§ **Request**
Skip the pictures. Reproduce all other material exactly.

>> START

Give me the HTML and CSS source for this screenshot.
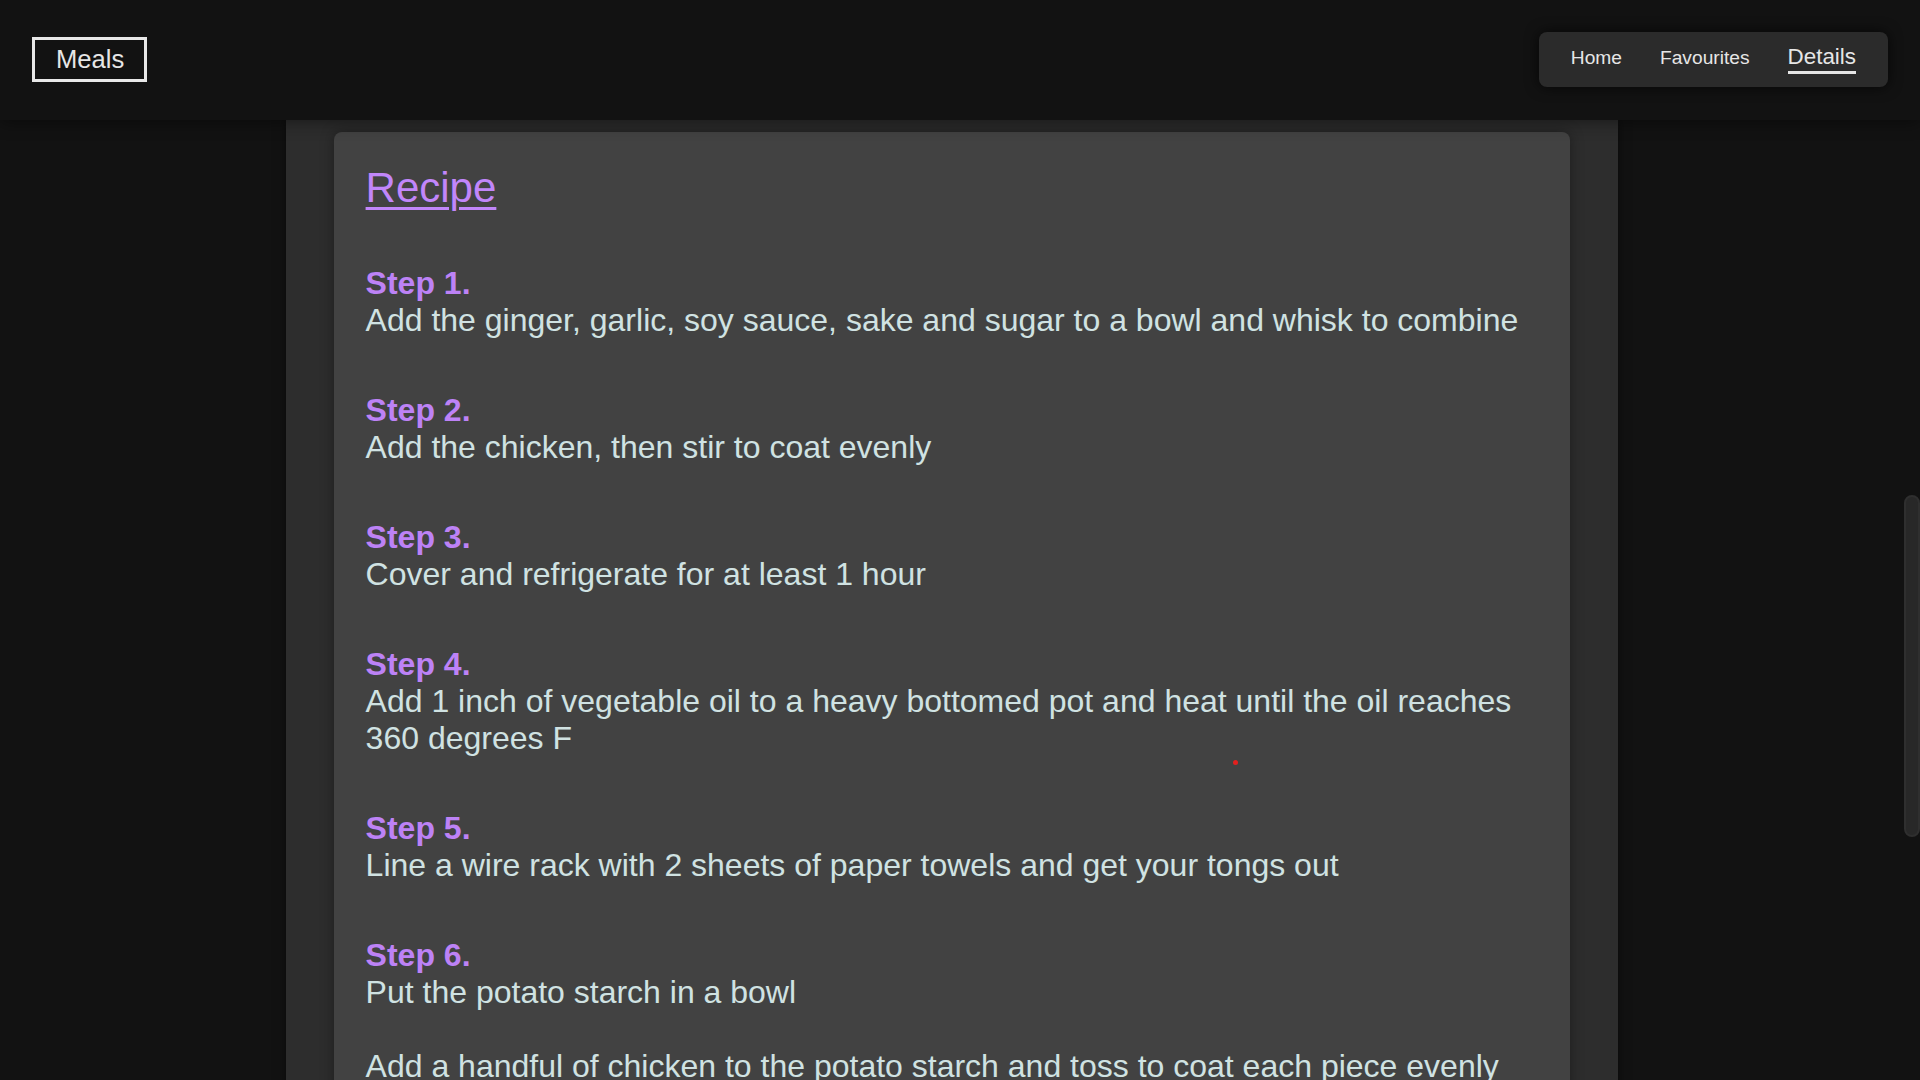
FILE: index.html
```html
<!DOCTYPE html>
<html lang="en">
<head>
<meta charset="utf-8">
<title>Meals – Details</title>
<link rel="stylesheet" href="styles.css">
</head>
<body>
  <header class="topbar">
    <a class="brand" href="#">Meals</a>
    <nav class="nav">
      <a class="nav-link" href="#">Home</a>
      <a class="nav-link" href="#">Favourites</a>
      <a class="nav-link nav-link--active" href="#">Details</a>
    </nav>
  </header>

  <div class="viewport">
    <main class="main">
      <div class="container">
        <section class="card">
          <h2 class="card-title">Recipe</h2>
          <div class="step">
            <h3 class="step-label">Step 1.</h3>
            <p class="step-text">Add the ginger, garlic, soy sauce, sake and sugar to a bowl and whisk to combine</p>
          </div>
          <div class="step">
            <h3 class="step-label">Step 2.</h3>
            <p class="step-text">Add the chicken, then stir to coat evenly</p>
          </div>
          <div class="step">
            <h3 class="step-label">Step 3.</h3>
            <p class="step-text">Cover and refrigerate for at least 1 hour</p>
          </div>
          <div class="step">
            <h3 class="step-label">Step 4.</h3>
            <p class="step-text">Add 1 inch of vegetable oil to a heavy bottomed pot and heat until the oil reaches 360 degrees F</p>
          </div>
          <div class="step">
            <h3 class="step-label">Step 5.</h3>
            <p class="step-text">Line a wire rack with 2 sheets of paper towels and get your tongs out</p>
          </div>
          <div class="step">
            <h3 class="step-label">Step 6.</h3>
            <p class="step-text">Put the potato starch in a bowl

Add a handful of chicken to the potato starch and toss to coat each piece evenly</p>
          </div>
          <div class="step">
            <h3 class="step-label">Step 7.</h3>
            <p class="step-text">Fry the karaage in batches until the exterior is a medium brown and the chicken is cooked through</p>
          </div>
        </section>
      </div>
    </main>
    <div class="scrollrail" aria-hidden="true">
      <div class="scrollthumb"></div>
    </div>
  </div>

  <span class="cursor-dot" aria-hidden="true"></span>
</body>
</html>
```

FILE: styles.css
```css
* {
  box-sizing: border-box;
}

html,
body {
  margin: 0;
  height: 100%;
}

body {
  background: #121212;
  color: #e6e6e6;
  font-family: "Liberation Sans", Arial, Helvetica, sans-serif;
  overflow: hidden;
  display: flex;
  flex-direction: column;
}

/* ---------- header ---------- */
.topbar {
  flex: 0 0 120px;
  display: flex;
  justify-content: space-between;
  align-items: flex-start;
  padding: 32px 32px 0;
  background: #121212;
  position: relative;
  z-index: 2;
  box-shadow: 0 2px 16px rgba(0, 0, 0, 0.45);
}

.brand {
  margin-top: 5px;
  display: inline-block;
  border: 3px solid #e8e8e8;
  padding: 5px 20px 5px 21px;
  color: #e6e6e6;
  text-decoration: none;
  font-size: 25.6px;
  line-height: normal;
}

.nav {
  display: flex;
  align-items: baseline;
  gap: 38px;
  background: #2b2b2b;
  border-radius: 8px;
  padding: 12px 32px 13px;
  box-shadow: 0 0 14px rgba(0, 0, 0, 0.7);
}

.nav-link {
  color: #e6e6e6;
  text-decoration: none;
  font-size: 19.2px;
  line-height: normal;
}

.nav-link--active {
  font-size: 22.4px;
  padding-bottom: 1px;
  border-bottom: 3px solid #e6e6e6;
}

/* ---------- body area ---------- */
.viewport {
  flex: 1;
  display: flex;
  min-height: 0;
}

.main {
  flex: 1;
  overflow: hidden;
}

.container {
  width: 70%;
  margin: 0 auto;
  background: #2d2d2d;
  padding: 12px 48px 48px;
  box-shadow: 0 0 10px rgba(0, 0, 0, 0.5);
  min-height: 100%;
}

.card {
  background: #424242;
  border-radius: 8px;
  padding: 32px 32px 32px;
  box-shadow: 0 0 14px rgba(0, 0, 0, 0.35);
}

.card-title {
  margin: 0 0 53px;
  font-size: 42px;
  font-weight: 400;
  line-height: normal;
  color: #c186fa;
  text-decoration: underline;
  text-decoration-thickness: 3px;
  text-underline-offset: 5px;
}

.step {
  margin-bottom: 53px;
}

.step-label {
  margin: 0;
  font-size: 32px;
  font-weight: 700;
  line-height: normal;
  color: #bd82f6;
}

.step-text {
  margin: 0;
  font-size: 32px;
  line-height: normal;
  color: #d0e2e2;
  white-space: pre-line;
}

/* ---------- scrollbar ---------- */
.scrollrail {
  flex: 0 0 16px;
  background: #121212;
}

.scrollthumb {
  margin-top: 375px;
  height: 342px;
  border-radius: 8px;
  background: #282828;
  border: 2px solid #2f2f2f;
}

.cursor-dot {
  position: fixed;
  left: 1233px;
  top: 760px;
  width: 5px;
  height: 5px;
  border-radius: 50%;
  background: #e3201e;
}
```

>> END

§ **Full output**
Give me the HTML and CSS source for this screenshot.
FILE: index.html
```html
<!DOCTYPE html>
<html lang="en">
<head>
<meta charset="utf-8">
<title>Meals – Details</title>
<link rel="stylesheet" href="styles.css">
</head>
<body>
  <header class="topbar">
    <a class="brand" href="#">Meals</a>
    <nav class="nav">
      <a class="nav-link" href="#">Home</a>
      <a class="nav-link" href="#">Favourites</a>
      <a class="nav-link nav-link--active" href="#">Details</a>
    </nav>
  </header>

  <div class="viewport">
    <main class="main">
      <div class="container">
        <section class="card">
          <h2 class="card-title">Recipe</h2>
          <div class="step">
            <h3 class="step-label">Step 1.</h3>
            <p class="step-text">Add the ginger, garlic, soy sauce, sake and sugar to a bowl and whisk to combine</p>
          </div>
          <div class="step">
            <h3 class="step-label">Step 2.</h3>
            <p class="step-text">Add the chicken, then stir to coat evenly</p>
          </div>
          <div class="step">
            <h3 class="step-label">Step 3.</h3>
            <p class="step-text">Cover and refrigerate for at least 1 hour</p>
          </div>
          <div class="step">
            <h3 class="step-label">Step 4.</h3>
            <p class="step-text">Add 1 inch of vegetable oil to a heavy bottomed pot and heat until the oil reaches 360 degrees F</p>
          </div>
          <div class="step">
            <h3 class="step-label">Step 5.</h3>
            <p class="step-text">Line a wire rack with 2 sheets of paper towels and get your tongs out</p>
          </div>
          <div class="step">
            <h3 class="step-label">Step 6.</h3>
            <p class="step-text">Put the potato starch in a bowl

Add a handful of chicken to the potato starch and toss to coat each piece evenly</p>
          </div>
          <div class="step">
            <h3 class="step-label">Step 7.</h3>
            <p class="step-text">Fry the karaage in batches until the exterior is a medium brown and the chicken is cooked through</p>
          </div>
        </section>
      </div>
    </main>
    <div class="scrollrail" aria-hidden="true">
      <div class="scrollthumb"></div>
    </div>
  </div>

  <span class="cursor-dot" aria-hidden="true"></span>
</body>
</html>
```

FILE: styles.css
```css
* {
  box-sizing: border-box;
}

html,
body {
  margin: 0;
  height: 100%;
}

body {
  background: #121212;
  color: #e6e6e6;
  font-family: "Liberation Sans", Arial, Helvetica, sans-serif;
  overflow: hidden;
  display: flex;
  flex-direction: column;
}

/* ---------- header ---------- */
.topbar {
  flex: 0 0 120px;
  display: flex;
  justify-content: space-between;
  align-items: flex-start;
  padding: 32px 32px 0;
  background: #121212;
  position: relative;
  z-index: 2;
  box-shadow: 0 2px 16px rgba(0, 0, 0, 0.45);
}

.brand {
  margin-top: 5px;
  display: inline-block;
  border: 3px solid #e8e8e8;
  padding: 5px 20px 5px 21px;
  color: #e6e6e6;
  text-decoration: none;
  font-size: 25.6px;
  line-height: normal;
}

.nav {
  display: flex;
  align-items: baseline;
  gap: 38px;
  background: #2b2b2b;
  border-radius: 8px;
  padding: 12px 32px 13px;
  box-shadow: 0 0 14px rgba(0, 0, 0, 0.7);
}

.nav-link {
  color: #e6e6e6;
  text-decoration: none;
  font-size: 19.2px;
  line-height: normal;
}

.nav-link--active {
  font-size: 22.4px;
  padding-bottom: 1px;
  border-bottom: 3px solid #e6e6e6;
}

/* ---------- body area ---------- */
.viewport {
  flex: 1;
  display: flex;
  min-height: 0;
}

.main {
  flex: 1;
  overflow: hidden;
}

.container {
  width: 70%;
  margin: 0 auto;
  background: #2d2d2d;
  padding: 12px 48px 48px;
  box-shadow: 0 0 10px rgba(0, 0, 0, 0.5);
  min-height: 100%;
}

.card {
  background: #424242;
  border-radius: 8px;
  padding: 32px 32px 32px;
  box-shadow: 0 0 14px rgba(0, 0, 0, 0.35);
}

.card-title {
  margin: 0 0 53px;
  font-size: 42px;
  font-weight: 400;
  line-height: normal;
  color: #c186fa;
  text-decoration: underline;
  text-decoration-thickness: 3px;
  text-underline-offset: 5px;
}

.step {
  margin-bottom: 53px;
}

.step-label {
  margin: 0;
  font-size: 32px;
  font-weight: 700;
  line-height: normal;
  color: #bd82f6;
}

.step-text {
  margin: 0;
  font-size: 32px;
  line-height: normal;
  color: #d0e2e2;
  white-space: pre-line;
}

/* ---------- scrollbar ---------- */
.scrollrail {
  flex: 0 0 16px;
  background: #121212;
}

.scrollthumb {
  margin-top: 375px;
  height: 342px;
  border-radius: 8px;
  background: #282828;
  border: 2px solid #2f2f2f;
}

.cursor-dot {
  position: fixed;
  left: 1233px;
  top: 760px;
  width: 5px;
  height: 5px;
  border-radius: 50%;
  background: #e3201e;
}
```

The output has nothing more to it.